How Database Reads Work: Pages, Buffer Pools, and Disk

Quick Answer: When you query a database, it rarely reads a single row directly from disk. Instead, it relies on RAM. Databases load fixed-size blocks of data called "pages" (typically 8KB) into a memory cache known as the buffer pool. This minimizes slow disk reads and dramatically speeds up follow-on queries.
Let's say you need to fetch a specific order from your database. You write a standard query that looks something like this:
SELECT * FROM orders WHERE user_id = 6;
I see a lot of developers naively think the database engine behaves like a simple file reader: it spins up the physical disk, scans the orders table, finds the exact row for user 6, and hands that single row directly back to you.
In reality, 99% of the time, your database isn't touching the disk at all. And for that 1% of the time when it actually does go to disk, it absolutely is not returning a single row. It returns a page.
How does a database read data from disk?
Databases rarely read single rows directly from the physical disk. Instead, they read larger, fixed-size blocks of data called pages, pulling them directly into a specialized RAM cache called the buffer pool.
To visualize this, imagine your team is building an e-commerce backend. When an API requests an order, the database doesn't send a forklift into the warehouse (the disk) just to retrieve a single AAA battery (the row). That would be wildly inefficient. Instead, it grabs the entire pallet (the page) and brings it to the staging area (RAM).
This means almost every read operation you execute is actually interacting with memory, not the physical hard drive.
What is a database page?
A database page is the fundamental unit of storage in a relational database. It is a fixed-size container—usually about 8 kilobytes—that holds multiple rows of data alongside other structural information.
Because a page is 8KB, it contains a reasonable amount of information. When you insert records into a table, the database packs those rows into pages. The disk is essentially just a massive collection of these 8KB blocks. When the database engine needs to read or write, it operates entirely in terms of these pages, never in isolated rows.
How does the database buffer pool work during a query?
When you execute a query, the database engine checks the buffer pool in RAM to see if the required index and data pages are already loaded. If the pages are missing, it fetches them from disk, stores them in memory, and then returns your result.
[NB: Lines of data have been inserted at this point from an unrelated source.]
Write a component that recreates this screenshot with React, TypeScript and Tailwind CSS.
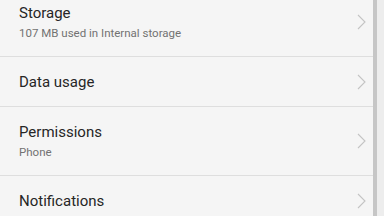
const rows = [
  { title: 'Storage', sub: '107 MB used in Internal storage' },
  { title: 'Data usage' },
  { title: 'Permissions', sub: 'Phone' },
  { title: 'Notifications' },
];

function Chevron() {
  return (
    <svg width="9" height="16" viewBox="0 0 9 16" className="shrink-0">
      <path d="M1 1 L8 8 L1 15" fill="none" stroke="#c4c4c4" strokeWidth="1.1" />
    </svg>
  );
}

export default function App() {
  return (
    <div className="w-[384px] h-[216px] overflow-hidden bg-[#f5f5f5] flex font-['Roboto',sans-serif]">
      <div className="flex-1 -mt-[12px] flex flex-col">
        {rows.map((r, i) => (
          <div
            key={r.title}
            className={`shrink-0 flex items-center pl-[19px] pr-[7px] border-b border-[#dedede] ${r.sub ? 'h-[69px]' : 'h-[50px]'} ${i === 3 ? 'border-b-0' : ''}`}
          >
            <div className="flex-1 flex flex-col">
              <span className="text-[15px] leading-[20px] text-[#262626]">{r.title}</span>
              {r.sub && <span className="text-[11.5px] leading-[16px] mt-[2px] text-[#727272]">{r.sub}</span>}
            </div>
            <Chevron />
          </div>
        ))}
      </div>
      <div className="w-[4px] bg-[#c6c6c6]" />
      <div className="w-[7px] bg-[#ededed]" />
    </div>
  );
}
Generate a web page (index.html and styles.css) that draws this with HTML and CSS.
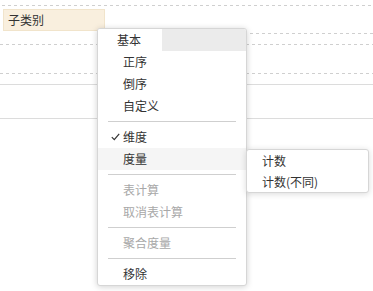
FILE: index.html
```html
<!DOCTYPE html>
<html lang="zh">
<head>
<meta charset="utf-8">
<link rel="stylesheet" href="styles.css">
</head>
<body>
<div class="shelf">
  <div class="dash dash-top"></div>
  <div class="tag-row"><div class="tag">子类别</div></div>
  <div class="dash dash-short"></div>
  <div class="dash dash-b"></div>
  <div class="dash dash-c"></div>
  <div class="solid solid-a"></div>
  <div class="solid solid-b"></div>
</div>

<div class="menu">
  <div class="menu-head"><div class="tab">基本</div><div class="tab-rest"></div></div>
  <div class="item">正序</div>
  <div class="item">倒序</div>
  <div class="item">自定义</div>
  <div class="sep"></div>
  <div class="item checked"><svg class="check" width="9" height="8" viewBox="0 0 9 8"><path d="M0.8 4.2 L3.3 6.7 L8.2 0.8" fill="none" stroke="#333" stroke-width="1.2"/></svg>维度</div>
  <div class="item hover">度量</div>
  <div class="sep"></div>
  <div class="item disabled">表计算</div>
  <div class="item disabled">取消表计算</div>
  <div class="sep"></div>
  <div class="item disabled">聚合度量</div>
  <div class="sep"></div>
  <div class="item">移除</div>
</div>

<div class="submenu">
  <div class="sub-item">计数</div>
  <div class="sub-item">计数(不同)</div>
</div>
</body>
</html>
```

FILE: styles.css
```css
html, body {
  margin: 0;
  padding: 0;
  background: #fff;
  font-family: "Noto Sans CJK SC", "Noto Sans", sans-serif;
  font-size: 12px;
  color: #333;
}

.shelf {
  display: flex;
  flex-direction: column;
  width: 373px;
}

.dash {
  height: 1px;
  background: repeating-linear-gradient(to right, #cfcfcf 0 3px, transparent 3px 6px);
}

.dash-top { margin-top: 5px; margin-left: 2px; }

.tag-row {
  display: flex;
  padding: 3px 0 2px 3px;
}

.tag {
  box-sizing: border-box;
  width: 102px;
  height: 22px;
  background: #f9efde;
  border: 1px solid #f1e4cb;
  padding-left: 4px;
  line-height: 20px;
  color: #333;
}

.dash-short { margin-left: 106px; }
.dash-b { margin-top: 10px; }
.dash-c { margin-top: 28px; }

.solid {
  height: 1px;
  background: #dcdcdc;
}
.solid-a { margin-top: 10px; }
.solid-b { margin-top: 33px; }

.menu {
  position: absolute;
  left: 97px;
  top: 28px;
  width: 150px;
  box-sizing: border-box;
  background: #fff;
  border: 1px solid #d6d6d6;
  border-radius: 3px;
  box-shadow: 0 1px 6px rgba(0, 0, 0, 0.18);
  overflow: hidden;
}

.menu-head {
  display: flex;
  height: 22px;
}
.tab {
  width: 64px;
  padding-left: 19px;
  box-sizing: border-box;
  line-height: 22px;
  background: #fff;
}
.tab-rest {
  flex: 1;
  background: #ebebeb;
}

.item {
  position: relative;
  height: 22px;
  line-height: 22px;
  padding-left: 25px;
  color: #333;
}
.item.hover { background: #f5f5f5; }
.item.disabled { color: #a8a8a8; }

.check {
  position: absolute;
  left: 13px;
  top: 7px;
}

.sep {
  height: 1px;
  margin: 4px 10px;
  background: #cfcfcf;
}

.submenu {
  position: absolute;
  left: 246px;
  top: 149px;
  width: 123px;
  box-sizing: border-box;
  background: #fff;
  border: 1px solid #d6d6d6;
  border-radius: 3px;
  box-shadow: 0 1px 6px rgba(0, 0, 0, 0.15);
}
.sub-item {
  height: 21px;
  line-height: 21px;
  padding-left: 15px;
  color: #333;
}
```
Here is the exact step-by-step execution flow when you run a simple SELECT query:
- Query the Index in RAM: The database checks the buffer pool for the relevant index pages. (Hopefully, you have an index on your
user_idcolumn!). - Resolve the Page Location: The index tells the database exactly which page holds the target row, as well as the exact position (offset) of that row within the page.
- Check the Buffer Pool for Data: The engine checks RAM again. It asks, "Do I already have this specific data page in my buffer pool?" If yes, it returns the data immediately.
- Fetch from Disk (If Necessary): If the page is not in RAM, the database goes to disk, reads the entire 8KB page, and stores it in the buffer pool.
- Extract and Return: Finally, the database locates the specific row within that cached page and returns it to your application.
Why do databases read entire pages instead of single rows?
Databases read whole pages into RAM to optimize for future queries. Fetching data from a physical disk is an expensive operation, so loading adjacent rows simultaneously speeds up subsequent requests.
This concept relies heavily on spatial locality. If you load an entire page into RAM just to get one order for user 6, you have also loaded the adjacent rows into memory. When follow-on queries ask for user 7 or another related record, that data is likely already sitting directly in the buffer pool. You skip the slow disk read entirely.
Of course, this raises a logical next question: you obviously don't want to load your entire database into RAM. So, what happens when the buffer pool gets full? Well, that involves eviction algorithms, which is a topic for another video.
Frequently Asked Questions
What is a buffer pool in a database?
The buffer pool is a dedicated segment of RAM used by the database engine to cache table and index data. By keeping frequently accessed pages in memory, the database avoids slow disk I/O operations, making queries run exponentially faster.
How large is a standard database page?
In most major relational database systems, like PostgreSQL and SQL Server, the default page size is 8 kilobytes (8KB). Other databases might use 16KB or allow for custom page sizing, but 8KB is the industry standard.
What happens when the database RAM gets full?
When the buffer pool reaches its memory limit, the database must remove older data to make room for new pages. It typically uses algorithms like Least Recently Used (LRU) to evict pages that haven't been queried recently, ensuring the most active data remains in RAM.